Proactive Monitoring: Implement enhanced logging and monitoring of the web server hosting the application. Specifically, monitor for web requests to the receiverLogin.php page containing common SQL injection syntax (e.g., ', --, UNION, SELECT, OR 1=1) in the remail and rpassword parameters. Alert on multiple failed login attempts followed by a successful login from the same IP address, which could indicate a successful bypass.
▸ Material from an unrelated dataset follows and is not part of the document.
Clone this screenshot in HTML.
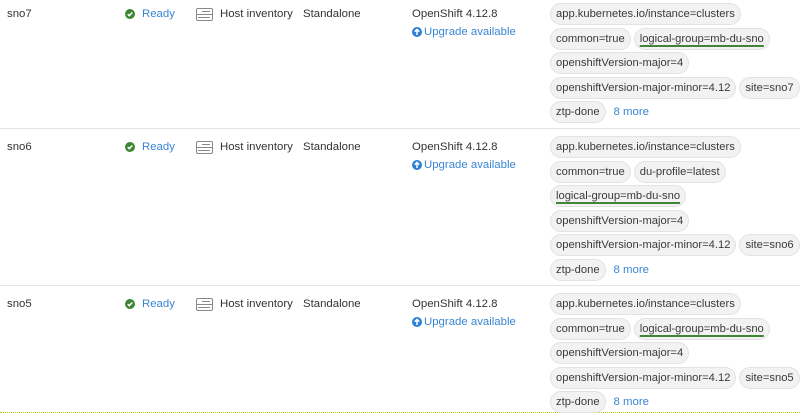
<!DOCTYPE html>
<html><head><meta charset="utf-8"><style>
*{margin:0;padding:0;box-sizing:border-box}
body{width:800px;height:415px;overflow:hidden;background:#fff;font-family:"Liberation Sans",sans-serif;font-size:11.4px;color:#333;position:relative}
.a{position:absolute;white-space:nowrap;line-height:16px}
.blue{color:#3a86d4}
.sep{position:absolute;left:0;width:800px;height:1px;background:#e4e4e4}
.lines{position:absolute;left:550px}
.ln{height:24.5px;display:flex;gap:3px;align-items:flex-start}
.p{display:inline-block;height:22px;line-height:20px;padding:0 5px;border:1px solid #e2e2e2;background:#f2f2f2;border-radius:11px;color:#3a3a3a;white-space:nowrap;font-size:11.2px}
.u{text-decoration:underline;text-decoration-color:#3e8635;text-underline-offset:3px;text-decoration-thickness:1.5px}
.more{color:#3a86d4;line-height:22px;padding-left:5px;font-size:11.4px}
</style></head><body>
<div class="sep" style="top:128px"></div>
<div class="sep" style="top:285px"></div>
<div style="position:absolute;left:0;top:412px;width:800px;border-top:1px dotted #b8c800"></div>

<div>
<div class="a" style="left:7px;top:6px">sno7</div>
<svg class="a" style="left:125px;top:9px" width="10" height="10" viewBox="0 0 10 10"><circle cx="5" cy="5" r="5" fill="#3e8635"/><path d="M2.7 5.2l1.6 1.5 3-3.2" stroke="#fff" stroke-width="1.5" fill="none"/></svg>
<div class="a blue" style="left:142px;top:6px">Ready</div>
<svg class="a" style="left:196px;top:8px" width="17" height="13" viewBox="0 0 17 13"><rect x="0.5" y="0.5" width="16" height="12" rx="1.5" fill="none" stroke="#888"/><path d="M1 6.5h15M6 3.5h8M2 9.5h12" stroke="#888"/></svg>
<div class="a" style="left:220px;top:6px">Host inventory</div>
<div class="a" style="left:303px;top:6px">Standalone</div>
<div class="a" style="left:412px;top:6px">OpenShift 4.12.8</div>
<svg class="a" style="left:412px;top:27px" width="10" height="10" viewBox="0 0 10 10"><circle cx="5" cy="5" r="5" fill="#2b7fd4"/><path d="M5 8V2.5M2.7 4.7L5 2.4l2.3 2.3" stroke="#fff" stroke-width="1.5" fill="none"/></svg>
<div class="a blue" style="left:424px;top:24px">Upgrade available</div>
<div class="lines" style="top:3px">
<div class="ln"><span class="p">app.kubernetes.io/instance=clusters</span></div>
<div class="ln"><span class="p">common=true</span><span class="p"><span class="u">logical-group=mb-du-sno</span></span></div>
<div class="ln"><span class="p">openshiftVersion-major=4</span></div>
<div class="ln"><span class="p">openshiftVersion-major-minor=4.12</span><span class="p">site=sno7</span></div>
<div class="ln"><span class="p">ztp-done</span><span class="more">8 more</span></div>
</div>
</div>

<div>
<div class="a" style="left:7px;top:139px">sno6</div>
<svg class="a" style="left:125px;top:142px" width="10" height="10" viewBox="0 0 10 10"><circle cx="5" cy="5" r="5" fill="#3e8635"/><path d="M2.7 5.2l1.6 1.5 3-3.2" stroke="#fff" stroke-width="1.5" fill="none"/></svg>
<div class="a blue" style="left:142px;top:139px">Ready</div>
<svg class="a" style="left:196px;top:141px" width="17" height="13" viewBox="0 0 17 13"><rect x="0.5" y="0.5" width="16" height="12" rx="1.5" fill="none" stroke="#888"/><path d="M1 6.5h15M6 3.5h8M2 9.5h12" stroke="#888"/></svg>
<div class="a" style="left:220px;top:139px">Host inventory</div>
<div class="a" style="left:303px;top:139px">Standalone</div>
<div class="a" style="left:412px;top:139px">OpenShift 4.12.8</div>
<svg class="a" style="left:412px;top:160px" width="10" height="10" viewBox="0 0 10 10"><circle cx="5" cy="5" r="5" fill="#2b7fd4"/><path d="M5 8V2.5M2.7 4.7L5 2.4l2.3 2.3" stroke="#fff" stroke-width="1.5" fill="none"/></svg>
<div class="a blue" style="left:424px;top:157px">Upgrade available</div>
<div class="lines" style="top:136px">
<div class="ln"><span class="p">app.kubernetes.io/instance=clusters</span></div>
<div class="ln"><span class="p">common=true</span><span class="p">du-profile=latest</span></div>
<div class="ln"><span class="p"><span class="u">logical-group=mb-du-sno</span></span></div>
<div class="ln"><span class="p">openshiftVersion-major=4</span></div>
<div class="ln"><span class="p">openshiftVersion-major-minor=4.12</span><span class="p">site=sno6</span></div>
<div class="ln"><span class="p">ztp-done</span><span class="more">8 more</span></div>
</div>
</div>

<div>
<div class="a" style="left:7px;top:296px">sno5</div>
<svg class="a" style="left:125px;top:299px" width="10" height="10" viewBox="0 0 10 10"><circle cx="5" cy="5" r="5" fill="#3e8635"/><path d="M2.7 5.2l1.6 1.5 3-3.2" stroke="#fff" stroke-width="1.5" fill="none"/></svg>
<div class="a blue" style="left:142px;top:296px">Ready</div>
<svg class="a" style="left:196px;top:298px" width="17" height="13" viewBox="0 0 17 13"><rect x="0.5" y="0.5" width="16" height="12" rx="1.5" fill="none" stroke="#888"/><path d="M1 6.5h15M6 3.5h8M2 9.5h12" stroke="#888"/></svg>
<div class="a" style="left:220px;top:296px">Host inventory</div>
<div class="a" style="left:303px;top:296px">Standalone</div>
<div class="a" style="left:412px;top:296px">OpenShift 4.12.8</div>
<svg class="a" style="left:412px;top:317px" width="10" height="10" viewBox="0 0 10 10"><circle cx="5" cy="5" r="5" fill="#2b7fd4"/><path d="M5 8V2.5M2.7 4.7L5 2.4l2.3 2.3" stroke="#fff" stroke-width="1.5" fill="none"/></svg>
<div class="a blue" style="left:424px;top:314px">Upgrade available</div>
<div class="lines" style="top:293px">
<div class="ln"><span class="p">app.kubernetes.io/instance=clusters</span></div>
<div class="ln"><span class="p">common=true</span><span class="p"><span class="u">logical-group=mb-du-sno</span></span></div>
<div class="ln"><span class="p">openshiftVersion-major=4</span></div>
<div class="ln"><span class="p">openshiftVersion-major-minor=4.12</span><span class="p">site=sno5</span></div>
<div class="ln"><span class="p">ztp-done</span><span class="more">8 more</span></div>
</div>
</div>
</body></html>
Compensating Controls: If patching cannot be performed immediately, deploy a Web Application Firewall (WAF) and configure it with rulesets designed to detect and block SQL injection attacks. Restrict network access to the application's login interface, allowing connections only from trusted IP addresses or internal networks until the patch can be applied.
Exploitation status
Public Exploit Available: true
Analyst recommendation
Given the critical CVSS score of 10.0 and the simplicity of exploitation, this vulnerability poses an immediate and severe risk to the organization. We strongly recommend that the vendor-supplied patch be applied on an emergency basis. Although this CVE is not currently listed on the CISA KEV list, its critical impact on a system managing sensitive health data warrants urgent and prioritized action. If patching is delayed, the implementation of compensating controls, such as a WAF, should be considered a mandatory temporary measure.